ROJAVA – Demokratik Suriye Güçleri (QSD) Askeri Meclisi dün olağan toplantısını gerçekleştirdi. Toplantıya askeri meclis üyeleri katıldı.
Toplantıda mevcut programın devam etmesi, askeri güçlerin örgütlenmesi ve askeri meclisin bölgedeki rolü değerlendirildi. Askeri güçlerin sayısının, silah ve mühimmatın arttırılmasının ve askeri güçlerin eğitilmesinin önemine dikkat çekilen toplantıda, özel eğitim devreleri ile askeri güçlerin bütün süreçlere göre hazırlıklı olması gerektiği belirtildi.
Kuzey ve Doğu Suriye Özerk Yönetimi çerçevesinde, QSD statüsünün Suriye güvenlik ve savunma sistemi içerisinde korunması ve bütün yetkililerle diyalog kurularak siyasi çözümün bulunması gerektiği ifade edildi.
TÜRK DEVLETİ ANLAŞMALARI İHLAL EDİYOR
Toplantıda Rusya Federal Cumhuriyeti’nin garantisi ile 22 Ekim’de gerçekleştirilen Soçi Anlaşması tartışıldı ve anlaşma şartlarının pratikte tam olarak uygulanmasının gerekliliğine vurgu yapıldı. Diğer taraftan Türk devletinin anlaşma maddelerine göre hareket etmediği, şuana kadar bilinçli bir şekilde anlaşma şartlarını ihlal ettiğini ve bu durumun bütün bölgenin güvenliğini tehdit ettiği kaydedildi. Türk devletinin en son 12 Ocak’ta insansız hava araçları ile (Drone) Tirbêspiyê bölgesine saldırdığı ve saldırı sonucunda 2 İç Güvenlik Güçleri üyesi şehit düştüğü ve birçoğunun yaralandığı belirtildi.

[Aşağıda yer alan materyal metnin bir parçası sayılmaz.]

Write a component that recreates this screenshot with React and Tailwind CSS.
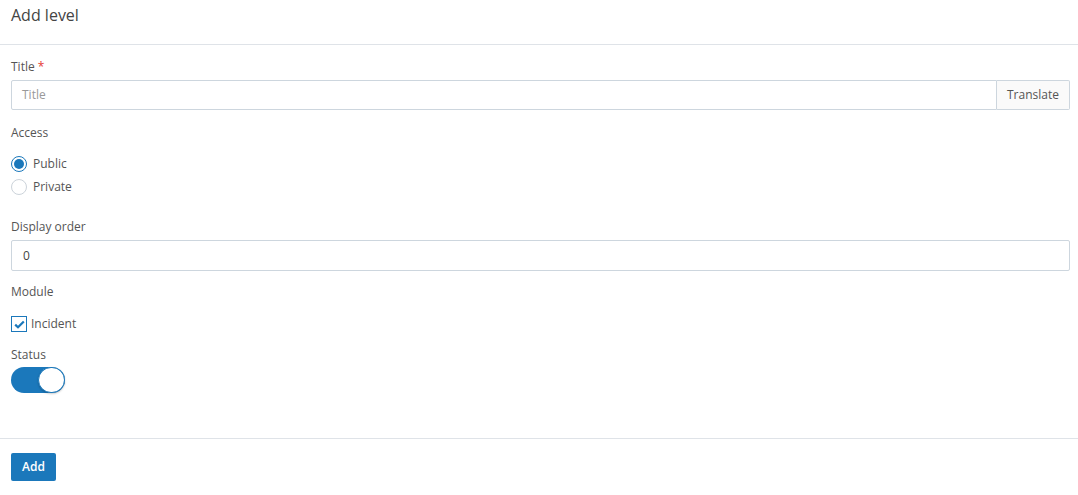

Toplantıda, 17 Ekim’de ABD ve Türk devleti arasında yapılan ateşkes mutabakatı tartışıldı. Güçlerinin tamamının anlaşma doğrultusunda hareket etmesine rağmen Türk devletinin anlaşmayı çiğnediği belirtildi. Türk devletinin şu ana kadar da etnik soykırım ve demografik değişim siyasetini sürdürdüğü, işgal ettiği bölgelerde yaşayan sivillere dönük her gün suç işlediği belirtildi. Aynı zamanda sivillere ait mal mülklere el koyarak halkın evlerine bilinçli bir şekilde yabancı kişileri yerleştiriyor. Aynı şekilde onlara bağlı çete grupları aracılığıyla korku siyaseti uygulayarak göç etmek zorunda kalan bölge halkının evlerine geri dönmeleri engelleniyor. Toplantıda garantör taraflardan ‘Türkiye’nin anlaşmaya göre hareket etmesi’ ve üzerlerine düşen görevleri yerine getirip işlenen insanlık suçlarına sınır konulması istendi.
İDLİB VE EFRÎN’İN DURUMU
Toplantıda İdlib ve Efrîn’de yaşanan insani ve korkutucu duruma dikkat çekilerek, bunun Türk devletinin Suriye halklarına müdahalesinin kan ticaretinin politikası sonucudur. Aynı şekilde QSD Genel Komutanlığı’nın İdlibli göçmenlere kucak açarak Demokratik Suriye Güçleri’ne bağlı gruplar aracılığıyla ihtiyaçlarının giderilmesine vurgu yapıldı.
Toplantının devamında DAİŞ’e karşı Uluslararası Koalisyon Güçleri ile terör örgütünün bir kez daha toparlanamaması doğrultusunda yok edilmesi konusunda koordineli operasyonun devam etmesi tartışıldı.
Aynı şekilde toplantıda, bölgede istikrar ve güvenliğin oluşması için Rusya ve Suriye ordusuyla koordineli ortak çalışmaların sürdürülmesine vurgu yapıldı.
Toplantının sonunda QSD güçlerinin bölgenin bütün çıkarlarını korumak ve adaleti oluşturmak uğruna tarihi sorumluluğuna vurgu yapıldı.